▸ Description of the task
Scan the lines and state how many carry "Clone". Leave out everything but the number.

▸ Data extract
==========

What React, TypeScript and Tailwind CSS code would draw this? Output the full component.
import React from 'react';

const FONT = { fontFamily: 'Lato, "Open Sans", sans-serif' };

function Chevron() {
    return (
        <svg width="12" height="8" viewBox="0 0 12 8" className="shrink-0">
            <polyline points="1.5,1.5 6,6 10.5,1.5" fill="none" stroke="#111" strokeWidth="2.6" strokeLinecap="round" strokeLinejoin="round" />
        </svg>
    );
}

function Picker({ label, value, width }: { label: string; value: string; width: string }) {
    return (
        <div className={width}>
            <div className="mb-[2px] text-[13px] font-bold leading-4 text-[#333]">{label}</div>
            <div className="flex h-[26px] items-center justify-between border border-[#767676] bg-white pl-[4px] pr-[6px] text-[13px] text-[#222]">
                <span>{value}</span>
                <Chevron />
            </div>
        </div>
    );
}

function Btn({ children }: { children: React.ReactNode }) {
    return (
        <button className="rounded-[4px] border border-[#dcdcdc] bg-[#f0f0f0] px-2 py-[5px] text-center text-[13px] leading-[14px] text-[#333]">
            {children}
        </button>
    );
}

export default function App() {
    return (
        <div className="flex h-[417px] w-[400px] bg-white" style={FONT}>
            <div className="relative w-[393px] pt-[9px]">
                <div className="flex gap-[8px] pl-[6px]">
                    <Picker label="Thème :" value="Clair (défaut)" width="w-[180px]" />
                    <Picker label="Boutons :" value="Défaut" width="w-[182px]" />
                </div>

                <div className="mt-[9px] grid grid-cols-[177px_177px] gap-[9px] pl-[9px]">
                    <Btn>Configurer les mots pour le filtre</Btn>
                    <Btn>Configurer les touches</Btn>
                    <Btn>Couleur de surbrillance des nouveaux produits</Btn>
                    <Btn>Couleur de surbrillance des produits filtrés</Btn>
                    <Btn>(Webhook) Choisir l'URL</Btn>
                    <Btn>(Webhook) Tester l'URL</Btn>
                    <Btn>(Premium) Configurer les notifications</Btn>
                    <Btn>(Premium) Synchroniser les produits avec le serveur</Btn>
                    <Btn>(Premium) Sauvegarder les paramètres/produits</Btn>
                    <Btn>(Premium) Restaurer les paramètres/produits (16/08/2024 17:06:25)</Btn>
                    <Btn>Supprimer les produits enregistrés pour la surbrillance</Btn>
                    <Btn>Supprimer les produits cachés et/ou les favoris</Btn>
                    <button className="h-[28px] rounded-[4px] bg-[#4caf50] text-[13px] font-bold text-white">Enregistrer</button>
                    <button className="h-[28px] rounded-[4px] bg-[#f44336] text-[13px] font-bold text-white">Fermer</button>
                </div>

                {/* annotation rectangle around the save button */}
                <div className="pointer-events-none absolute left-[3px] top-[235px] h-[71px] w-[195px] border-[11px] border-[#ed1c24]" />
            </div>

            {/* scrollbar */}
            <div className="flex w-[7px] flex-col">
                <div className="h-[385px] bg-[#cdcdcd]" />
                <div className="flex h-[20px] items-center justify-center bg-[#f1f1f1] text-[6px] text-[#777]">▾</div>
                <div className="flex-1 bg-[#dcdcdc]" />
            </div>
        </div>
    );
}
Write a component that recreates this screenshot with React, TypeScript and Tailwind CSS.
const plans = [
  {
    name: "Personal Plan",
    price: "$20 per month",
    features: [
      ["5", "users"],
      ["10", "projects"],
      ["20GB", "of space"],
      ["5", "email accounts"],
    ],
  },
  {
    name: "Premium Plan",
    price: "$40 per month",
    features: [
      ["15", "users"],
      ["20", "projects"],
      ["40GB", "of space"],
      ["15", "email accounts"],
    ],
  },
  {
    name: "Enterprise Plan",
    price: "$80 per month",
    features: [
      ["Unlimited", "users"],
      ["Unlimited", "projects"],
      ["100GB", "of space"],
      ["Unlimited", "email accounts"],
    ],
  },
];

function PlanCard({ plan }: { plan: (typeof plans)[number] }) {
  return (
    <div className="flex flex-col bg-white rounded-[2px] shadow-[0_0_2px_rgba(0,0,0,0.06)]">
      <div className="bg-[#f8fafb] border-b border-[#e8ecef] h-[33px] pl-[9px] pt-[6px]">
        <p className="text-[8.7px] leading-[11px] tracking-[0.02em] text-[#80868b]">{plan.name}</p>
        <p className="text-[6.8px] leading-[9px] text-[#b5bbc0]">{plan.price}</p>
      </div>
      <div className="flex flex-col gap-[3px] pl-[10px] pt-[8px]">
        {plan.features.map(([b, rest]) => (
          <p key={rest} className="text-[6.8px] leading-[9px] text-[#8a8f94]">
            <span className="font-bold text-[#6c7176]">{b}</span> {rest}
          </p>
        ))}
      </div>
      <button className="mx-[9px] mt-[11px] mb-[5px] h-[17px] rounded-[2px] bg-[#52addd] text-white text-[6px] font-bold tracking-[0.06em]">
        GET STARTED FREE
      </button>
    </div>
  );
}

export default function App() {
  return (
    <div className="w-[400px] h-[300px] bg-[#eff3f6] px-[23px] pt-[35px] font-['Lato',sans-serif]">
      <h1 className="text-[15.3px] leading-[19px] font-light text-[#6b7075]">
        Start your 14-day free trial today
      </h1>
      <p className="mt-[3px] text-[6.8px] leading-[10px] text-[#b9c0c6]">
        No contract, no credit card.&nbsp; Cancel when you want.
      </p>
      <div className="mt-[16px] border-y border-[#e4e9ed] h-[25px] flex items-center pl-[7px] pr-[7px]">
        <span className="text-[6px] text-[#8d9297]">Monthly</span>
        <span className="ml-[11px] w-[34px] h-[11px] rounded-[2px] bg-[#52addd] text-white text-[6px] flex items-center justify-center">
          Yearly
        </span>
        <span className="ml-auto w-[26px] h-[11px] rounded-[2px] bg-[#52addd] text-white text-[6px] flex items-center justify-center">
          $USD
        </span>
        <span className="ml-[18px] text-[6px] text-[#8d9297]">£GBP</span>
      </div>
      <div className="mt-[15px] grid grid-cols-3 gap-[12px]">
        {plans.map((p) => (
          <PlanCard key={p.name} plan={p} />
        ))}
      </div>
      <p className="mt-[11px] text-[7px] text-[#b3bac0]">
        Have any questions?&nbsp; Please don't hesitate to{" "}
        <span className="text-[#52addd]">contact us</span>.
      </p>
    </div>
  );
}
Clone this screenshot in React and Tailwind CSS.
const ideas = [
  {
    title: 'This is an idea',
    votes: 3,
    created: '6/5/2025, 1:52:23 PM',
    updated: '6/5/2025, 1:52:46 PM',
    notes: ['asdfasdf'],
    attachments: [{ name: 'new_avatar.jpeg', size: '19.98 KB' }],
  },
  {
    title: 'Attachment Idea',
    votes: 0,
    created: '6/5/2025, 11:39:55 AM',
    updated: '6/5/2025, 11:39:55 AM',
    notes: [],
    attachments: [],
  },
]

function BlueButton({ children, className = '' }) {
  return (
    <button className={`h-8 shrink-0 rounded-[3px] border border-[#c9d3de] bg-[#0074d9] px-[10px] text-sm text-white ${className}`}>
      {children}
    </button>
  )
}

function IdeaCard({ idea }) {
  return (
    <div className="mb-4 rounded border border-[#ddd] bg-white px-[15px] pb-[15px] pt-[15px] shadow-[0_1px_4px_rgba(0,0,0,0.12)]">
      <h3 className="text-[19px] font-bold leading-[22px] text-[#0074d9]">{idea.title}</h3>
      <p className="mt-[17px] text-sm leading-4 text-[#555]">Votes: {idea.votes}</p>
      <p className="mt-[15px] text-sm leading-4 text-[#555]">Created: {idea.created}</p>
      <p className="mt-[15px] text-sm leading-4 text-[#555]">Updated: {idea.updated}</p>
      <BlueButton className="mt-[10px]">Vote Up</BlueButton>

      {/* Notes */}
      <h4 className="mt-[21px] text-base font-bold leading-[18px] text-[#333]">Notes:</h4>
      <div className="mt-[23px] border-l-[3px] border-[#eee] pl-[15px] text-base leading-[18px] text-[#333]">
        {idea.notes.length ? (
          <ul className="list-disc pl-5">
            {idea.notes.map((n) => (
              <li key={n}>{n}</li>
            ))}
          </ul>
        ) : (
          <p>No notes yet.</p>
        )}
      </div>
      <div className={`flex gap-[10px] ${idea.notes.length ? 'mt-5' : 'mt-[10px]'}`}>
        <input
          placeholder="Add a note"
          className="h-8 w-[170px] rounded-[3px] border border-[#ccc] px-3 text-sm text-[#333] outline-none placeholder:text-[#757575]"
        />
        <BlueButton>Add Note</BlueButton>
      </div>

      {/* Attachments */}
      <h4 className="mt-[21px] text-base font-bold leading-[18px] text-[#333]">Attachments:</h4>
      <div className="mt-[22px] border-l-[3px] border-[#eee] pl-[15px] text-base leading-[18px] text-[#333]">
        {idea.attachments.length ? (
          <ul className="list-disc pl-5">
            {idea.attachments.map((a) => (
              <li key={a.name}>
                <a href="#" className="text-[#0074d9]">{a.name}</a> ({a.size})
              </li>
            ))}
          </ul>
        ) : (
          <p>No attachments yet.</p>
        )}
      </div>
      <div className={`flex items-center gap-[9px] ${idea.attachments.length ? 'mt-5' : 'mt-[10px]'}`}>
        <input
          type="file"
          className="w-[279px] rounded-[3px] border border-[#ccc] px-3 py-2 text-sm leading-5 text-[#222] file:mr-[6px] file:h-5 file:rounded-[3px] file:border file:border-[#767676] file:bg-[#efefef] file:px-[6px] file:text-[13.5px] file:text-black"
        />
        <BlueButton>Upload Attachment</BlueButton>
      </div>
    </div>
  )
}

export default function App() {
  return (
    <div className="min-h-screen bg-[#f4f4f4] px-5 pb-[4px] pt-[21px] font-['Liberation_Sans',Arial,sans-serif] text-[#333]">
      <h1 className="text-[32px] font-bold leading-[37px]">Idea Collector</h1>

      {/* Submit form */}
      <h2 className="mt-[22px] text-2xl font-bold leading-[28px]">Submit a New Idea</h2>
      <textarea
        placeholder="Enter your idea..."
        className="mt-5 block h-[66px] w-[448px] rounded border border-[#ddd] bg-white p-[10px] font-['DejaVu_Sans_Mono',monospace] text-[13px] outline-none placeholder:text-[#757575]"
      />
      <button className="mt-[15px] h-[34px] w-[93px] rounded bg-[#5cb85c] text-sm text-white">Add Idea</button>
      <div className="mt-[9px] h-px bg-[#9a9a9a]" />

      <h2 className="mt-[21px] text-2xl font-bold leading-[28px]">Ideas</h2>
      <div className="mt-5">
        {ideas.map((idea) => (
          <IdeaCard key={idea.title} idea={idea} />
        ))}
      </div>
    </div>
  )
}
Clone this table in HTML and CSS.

==========

▸ Task answer
2